* [Data section]
+ + + + + + +

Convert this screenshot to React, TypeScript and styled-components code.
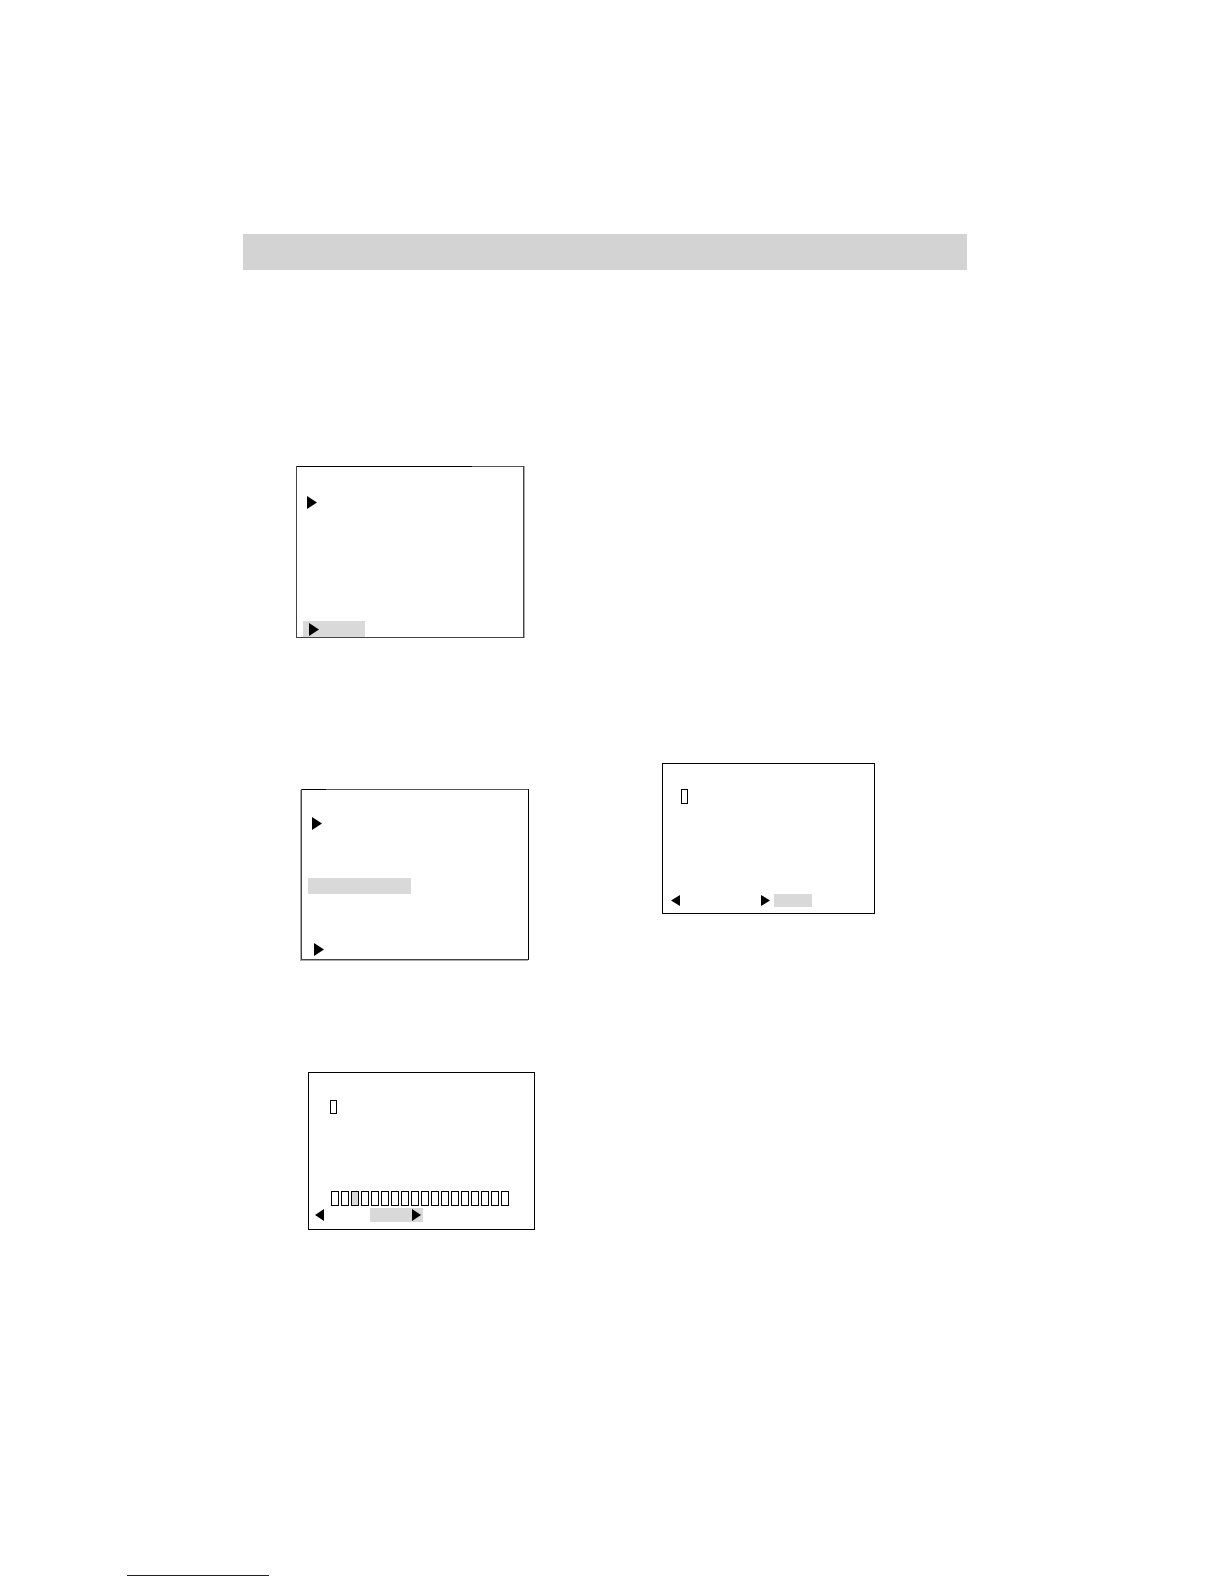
import React from "react";
import styled, { createGlobalStyle } from "styled-components";

const GlobalStyle = createGlobalStyle`
  body {
    margin: 0;
    background: #fff;
    font-family: "Liberation Sans", Arial, sans-serif;
  }
`;

const Page = styled.main`
  box-sizing: border-box;
  padding: 234px 21% 0 243px;
`;

const TitleBar = styled.header`
  height: 36px;
  background: #d3d3d3;
`;

const Columns = styled.div`
  display: grid;
  grid-template-columns: 419fr 305fr;
  align-items: start;
  padding-top: 196px;
`;

const Column = styled.div<{ $top?: number }>`
  display: flex;
  flex-direction: column;
  align-items: flex-start;
  padding-top: ${(p) => p.$top ?? 0}px;
`;

const Screen = styled.section<{
  $width: number;
  $indent?: number;
  $gap?: number;
  $bottom?: number;
  $edge?: string;
  $topEdge?: string;
  $shadow?: string;
}>`
  box-sizing: border-box;
  width: ${(p) => p.$width}px;
  margin-left: ${(p) => p.$indent ?? 0}px;
  margin-top: ${(p) => p.$gap ?? 0}px;
  padding-top: 1px;
  padding-bottom: ${(p) => p.$bottom ?? 0}px;
  border: solid;
  border-width: 0 1px 1px;
  border-color: ${(p) => p.$edge ?? "#000"};
  background: ${(p) => p.$topEdge ?? "linear-gradient(#000, #000)"} border-box top / 100% 1px no-repeat;
  box-shadow: ${(p) => p.$shadow ?? "none"};
`;

const Row = styled.div<{ $top: number; $left: number; $gap?: number }>`
  display: flex;
  align-items: center;
  gap: ${(p) => p.$gap ?? 0}px;
  margin-top: ${(p) => p.$top}px;
  padding-left: ${(p) => p.$left}px;
`;

const Highlight = styled.div<{ $width: number; $height: number; $pad?: number }>`
  box-sizing: border-box;
  display: flex;
  align-items: center;
  width: ${(p) => p.$width}px;
  height: ${(p) => p.$height}px;
  padding-left: ${(p) => p.$pad ?? 0}px;
  background: #d9d9d9;
`;

const Cell = styled.span<{ $width?: number; $height?: number; $filled?: boolean }>`
  box-sizing: border-box;
  width: ${(p) => p.$width ?? 8}px;
  height: ${(p) => p.$height ?? 15}px;
  border: 1px solid #000;
  background: ${(p) => (p.$filled ? "#d9d9d9" : "transparent")};
`;

const Arrow = styled.svg`
  display: block;
  flex: none;
`;

const Spread = styled.span<{ $width: number }>`
  flex: none;
  width: ${(p) => p.$width}px;
`;

const Footer = styled.footer`
  display: flex;
  padding: 337px 0 0 127px;
`;

const FooterLink = styled.a`
  width: 142px;
  height: 8px;
  border-bottom: 1px solid #16167a;
`;

function Pointer({ left, width = 10, height = 13 }: { left?: boolean; width?: number; height?: number }) {
  return (
    <Arrow width={width} height={height} viewBox="0 0 10 12" preserveAspectRatio="none" aria-hidden="true">
      <path d={left ? "M10 0V12L0 6Z" : "M0 0V12L10 6Z"} fill="#000" />
    </Arrow>
  );
}

const cells = Array.from({ length: 18 }, (_, i) => i);

export default function App() {
  return (
    <>
      <GlobalStyle />
      <Page>
        <TitleBar />
        <Columns>
          <Column>
            <Screen
              $width={228}
              $indent={53}
              $edge="#444"
              $topEdge="linear-gradient(90deg, #000 77%, #555 77%)"
              $shadow="1px 0 #aaa"
            >
              <Row $top={29} $left={10}>
                <Pointer />
              </Row>
              <Row $top={112} $left={6}>
                <Highlight $width={62} $height={16} $pad={6}>
                  <Pointer />
                </Highlight>
              </Row>
            </Screen>
            <Screen
              $width={228}
              $indent={58}
              $gap={151}
              $bottom={3}
              $edge="#000 #000 #444 #444"
              $topEdge="linear-gradient(90deg, #000 11%, #555 11%)"
              $shadow="-1px 1px #aaa"
            >
              <Row $top={27} $left={10}>
                <Pointer />
              </Row>
              <Row $top={48} $left={6}>
                <Highlight $width={103} $height={16} />
              </Row>
              <Row $top={49} $left={12}>
                <Pointer />
              </Row>
            </Screen>
            <Screen $width={227} $indent={65} $gap={112} $bottom={7}>
              <Row $top={27} $left={21}>
                <Cell $width={7} $height={14} />
              </Row>
              <Row $top={77} $left={22} $gap={2}>
                {cells.map((i) => (
                  <Cell key={i} $filled={i === 2} />
                ))}
              </Row>
              <Row $top={2} $left={6}>
                <Pointer left width={9} height={12} />
                <Spread $width={46} />
                <Highlight $width={53} $height={14} $pad={42}>
                  <Pointer width={9} height={12} />
                </Highlight>
              </Row>
            </Screen>
          </Column>
          <Column $top={297}>
            <Screen $width={213} $bottom={6}>
              <Row $top={25} $left={18}>
                <Cell $width={7} />
              </Row>
              <Row $top={90} $left={8}>
                <Pointer left width={9} height={11} />
                <Spread $width={81} />
                <Pointer width={9} height={11} />
                <Spread $width={4} />
                <Highlight $width={38} $height={13} />
              </Row>
            </Screen>
          </Column>
        </Columns>
      </Page>
      <Footer>
        <FooterLink href="#" aria-label="Contents" />
      </Footer>
    </>
  );
}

+ + + + + + +

* [What to work on]
Without including any pictures, reproduce the listing exactly.

* [Complete output]
Convert this screenshot to React, TypeScript and styled-components code.
import React from "react";
import styled, { createGlobalStyle } from "styled-components";

const GlobalStyle = createGlobalStyle`
  body {
    margin: 0;
    background: #fff;
    font-family: "Liberation Sans", Arial, sans-serif;
  }
`;

const Page = styled.main`
  box-sizing: border-box;
  padding: 234px 21% 0 243px;
`;

const TitleBar = styled.header`
  height: 36px;
  background: #d3d3d3;
`;

const Columns = styled.div`
  display: grid;
  grid-template-columns: 419fr 305fr;
  align-items: start;
  padding-top: 196px;
`;

const Column = styled.div<{ $top?: number }>`
  display: flex;
  flex-direction: column;
  align-items: flex-start;
  padding-top: ${(p) => p.$top ?? 0}px;
`;

const Screen = styled.section<{
  $width: number;
  $indent?: number;
  $gap?: number;
  $bottom?: number;
  $edge?: string;
  $topEdge?: string;
  $shadow?: string;
}>`
  box-sizing: border-box;
  width: ${(p) => p.$width}px;
  margin-left: ${(p) => p.$indent ?? 0}px;
  margin-top: ${(p) => p.$gap ?? 0}px;
  padding-top: 1px;
  padding-bottom: ${(p) => p.$bottom ?? 0}px;
  border: solid;
  border-width: 0 1px 1px;
  border-color: ${(p) => p.$edge ?? "#000"};
  background: ${(p) => p.$topEdge ?? "linear-gradient(#000, #000)"} border-box top / 100% 1px no-repeat;
  box-shadow: ${(p) => p.$shadow ?? "none"};
`;

const Row = styled.div<{ $top: number; $left: number; $gap?: number }>`
  display: flex;
  align-items: center;
  gap: ${(p) => p.$gap ?? 0}px;
  margin-top: ${(p) => p.$top}px;
  padding-left: ${(p) => p.$left}px;
`;

const Highlight = styled.div<{ $width: number; $height: number; $pad?: number }>`
  box-sizing: border-box;
  display: flex;
  align-items: center;
  width: ${(p) => p.$width}px;
  height: ${(p) => p.$height}px;
  padding-left: ${(p) => p.$pad ?? 0}px;
  background: #d9d9d9;
`;

const Cell = styled.span<{ $width?: number; $height?: number; $filled?: boolean }>`
  box-sizing: border-box;
  width: ${(p) => p.$width ?? 8}px;
  height: ${(p) => p.$height ?? 15}px;
  border: 1px solid #000;
  background: ${(p) => (p.$filled ? "#d9d9d9" : "transparent")};
`;

const Arrow = styled.svg`
  display: block;
  flex: none;
`;

const Spread = styled.span<{ $width: number }>`
  flex: none;
  width: ${(p) => p.$width}px;
`;

const Footer = styled.footer`
  display: flex;
  padding: 337px 0 0 127px;
`;

const FooterLink = styled.a`
  width: 142px;
  height: 8px;
  border-bottom: 1px solid #16167a;
`;

function Pointer({ left, width = 10, height = 13 }: { left?: boolean; width?: number; height?: number }) {
  return (
    <Arrow width={width} height={height} viewBox="0 0 10 12" preserveAspectRatio="none" aria-hidden="true">
      <path d={left ? "M10 0V12L0 6Z" : "M0 0V12L10 6Z"} fill="#000" />
    </Arrow>
  );
}

const cells = Array.from({ length: 18 }, (_, i) => i);

export default function App() {
  return (
    <>
      <GlobalStyle />
      <Page>
        <TitleBar />
        <Columns>
          <Column>
            <Screen
              $width={228}
              $indent={53}
              $edge="#444"
              $topEdge="linear-gradient(90deg, #000 77%, #555 77%)"
              $shadow="1px 0 #aaa"
            >
              <Row $top={29} $left={10}>
                <Pointer />
              </Row>
              <Row $top={112} $left={6}>
                <Highlight $width={62} $height={16} $pad={6}>
                  <Pointer />
                </Highlight>
              </Row>
            </Screen>
            <Screen
              $width={228}
              $indent={58}
              $gap={151}
              $bottom={3}
              $edge="#000 #000 #444 #444"
              $topEdge="linear-gradient(90deg, #000 11%, #555 11%)"
              $shadow="-1px 1px #aaa"
            >
              <Row $top={27} $left={10}>
                <Pointer />
              </Row>
              <Row $top={48} $left={6}>
                <Highlight $width={103} $height={16} />
              </Row>
              <Row $top={49} $left={12}>
                <Pointer />
              </Row>
            </Screen>
            <Screen $width={227} $indent={65} $gap={112} $bottom={7}>
              <Row $top={27} $left={21}>
                <Cell $width={7} $height={14} />
              </Row>
              <Row $top={77} $left={22} $gap={2}>
                {cells.map((i) => (
                  <Cell key={i} $filled={i === 2} />
                ))}
              </Row>
              <Row $top={2} $left={6}>
                <Pointer left width={9} height={12} />
                <Spread $width={46} />
                <Highlight $width={53} $height={14} $pad={42}>
                  <Pointer width={9} height={12} />
                </Highlight>
              </Row>
            </Screen>
          </Column>
          <Column $top={297}>
            <Screen $width={213} $bottom={6}>
              <Row $top={25} $left={18}>
                <Cell $width={7} />
              </Row>
              <Row $top={90} $left={8}>
                <Pointer left width={9} height={11} />
                <Spread $width={81} />
                <Pointer width={9} height={11} />
                <Spread $width={4} />
                <Highlight $width={38} $height={13} />
              </Row>
            </Screen>
          </Column>
        </Columns>
      </Page>
      <Footer>
        <FooterLink href="#" aria-label="Contents" />
      </Footer>
    </>
  );
}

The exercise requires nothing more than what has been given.